The push builds on the Bihar Industrial Investment Promotion Policy, 2016, which introduced incentives, a single-window clearance mechanism and capital subsidies aimed at speeding up project approvals. Subsequent sector-specific policies for textiles, leather, ethanol and food processing layered additional benefits on top of that framework.

Bihar's improvement on the Department for Promotion of Industry and Internal Trade (DPIIT) Ease of Doing Business rankings has been uneven, with the state lagging western and southern peers on parameters such as land allotment, construction permits and utility connections. The Chief Minister's instruction to make procedures 'simpler' signals another round of process re-engineering on these specific indicators.

Mr Kumar, in office since 2005 across multiple terms, has consistently linked industrial revival to governance reform, road connectivity and law-and-order improvements. The latest review continues that arc, with land and paperwork identified as the two remaining frictions.

Stakeholders and impact

For industrial investors, a ready land bank reduces the most unpredictable variable in any Bihar project — site assembly. Larger anchor units in cement, ethanol, food processing and electronics assembly have repeatedly cited land as the decisive factor in choosing between Bihar and rival states such as Odisha, Jharkhand and Uttar Pradesh.

For local entrepreneurs and micro, small and medium enterprises, simpler clearance procedures could compress timelines for factory registrations, pollution consents and power connections, which currently move at varied speeds across districts.

The announcement also has a political dimension. With Bihar's economy still heavily dependent on agriculture and remittances from migrant workers, visible industrial investment is a recurring theme in state-level politics, cutting across ruling and opposition camps.

What's next

Attention will turn to the operational details: how the 50,000-acre pool is to be aggregated, the share coming from government versus private land, and the timeline for notifying parcels as industrial-use. Investors will also look for amendments to existing single-window rules and any fresh investor summit announcements.

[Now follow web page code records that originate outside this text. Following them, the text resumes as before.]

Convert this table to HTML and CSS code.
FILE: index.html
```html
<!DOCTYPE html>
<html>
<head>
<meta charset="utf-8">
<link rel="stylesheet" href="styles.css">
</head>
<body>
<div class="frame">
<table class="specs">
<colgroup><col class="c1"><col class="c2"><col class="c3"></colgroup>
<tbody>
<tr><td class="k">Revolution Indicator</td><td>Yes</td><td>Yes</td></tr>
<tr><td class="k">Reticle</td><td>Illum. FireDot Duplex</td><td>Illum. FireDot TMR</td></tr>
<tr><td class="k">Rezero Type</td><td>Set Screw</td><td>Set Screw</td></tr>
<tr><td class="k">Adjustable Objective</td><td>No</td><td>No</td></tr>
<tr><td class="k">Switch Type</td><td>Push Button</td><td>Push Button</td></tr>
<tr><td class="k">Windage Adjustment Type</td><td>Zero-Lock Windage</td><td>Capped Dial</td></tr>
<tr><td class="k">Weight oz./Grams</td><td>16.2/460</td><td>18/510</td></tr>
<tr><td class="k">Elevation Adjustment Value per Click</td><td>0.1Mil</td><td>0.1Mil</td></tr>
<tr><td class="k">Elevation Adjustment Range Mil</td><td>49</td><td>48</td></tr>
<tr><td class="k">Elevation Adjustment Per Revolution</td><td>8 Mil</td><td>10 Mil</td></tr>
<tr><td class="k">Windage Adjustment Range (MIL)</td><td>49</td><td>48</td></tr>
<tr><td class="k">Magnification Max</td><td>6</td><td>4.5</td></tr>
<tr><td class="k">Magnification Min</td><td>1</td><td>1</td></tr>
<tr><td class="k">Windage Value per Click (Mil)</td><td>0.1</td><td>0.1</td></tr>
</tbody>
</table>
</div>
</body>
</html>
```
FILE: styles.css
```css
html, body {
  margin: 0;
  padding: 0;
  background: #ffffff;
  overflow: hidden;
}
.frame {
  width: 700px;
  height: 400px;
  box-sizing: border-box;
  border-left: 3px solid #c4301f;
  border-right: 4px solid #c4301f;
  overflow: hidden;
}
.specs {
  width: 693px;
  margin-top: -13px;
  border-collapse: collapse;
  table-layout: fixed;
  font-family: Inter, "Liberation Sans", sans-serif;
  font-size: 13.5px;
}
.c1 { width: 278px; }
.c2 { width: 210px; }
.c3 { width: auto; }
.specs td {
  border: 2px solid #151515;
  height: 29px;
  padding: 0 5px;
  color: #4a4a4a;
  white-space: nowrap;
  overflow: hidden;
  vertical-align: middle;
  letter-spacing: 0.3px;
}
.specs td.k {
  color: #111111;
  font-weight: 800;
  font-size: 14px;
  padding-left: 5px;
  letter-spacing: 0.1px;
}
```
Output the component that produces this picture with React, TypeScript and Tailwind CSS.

The next set of DPIIT Ease of Doing Business state rankings will be an early external benchmark of whether the procedural changes signalled by the Chief Minister translate into measurable improvement on the ground.

Point of View

Agrarian state. By pairing the land bank target with another round of procedural simplification, the state government is signalling that it sees Ease of Doing Business indicators as a political deliverable, not just an administrative one. The credibility of the announcement will hinge on how quickly notified parcels and revised single-window rules appear on paper.
NationPress
20 Jul 2026

Frequently Asked Questions

What is the size of the land bank announced by Bihar?
Bihar's Chief Minister has directed officials to prepare a 50,000-acre land bank for industrial development, according to the Chief Minister's Office.
Why is Bihar creating an industrial land bank?
The land bank is meant to give investors ready-to-allot parcels, removing the long-standing bottleneck of aggregating contiguous land in a densely populated state and speeding up factory and logistics projects.
What did Nitish Kumar say about Ease of Doing Business?
He said procedures must be made simpler and more streamlined so that Bihar can be counted among the country's leading states on Ease of Doing Business.
Which existing policy supports Bihar's industrial push?
The Bihar Industrial Investment Promotion Policy, 2016 underpins the current push, offering incentives, capital subsidies and a single-window clearance system for industrial projects.
How is progress on Ease of Doing Business measured?
State performance is tracked through annual rankings coordinated by the Department for Promotion of Industry and Internal Trade (DPIIT), which assesses regulatory environment, single-window systems and land availability.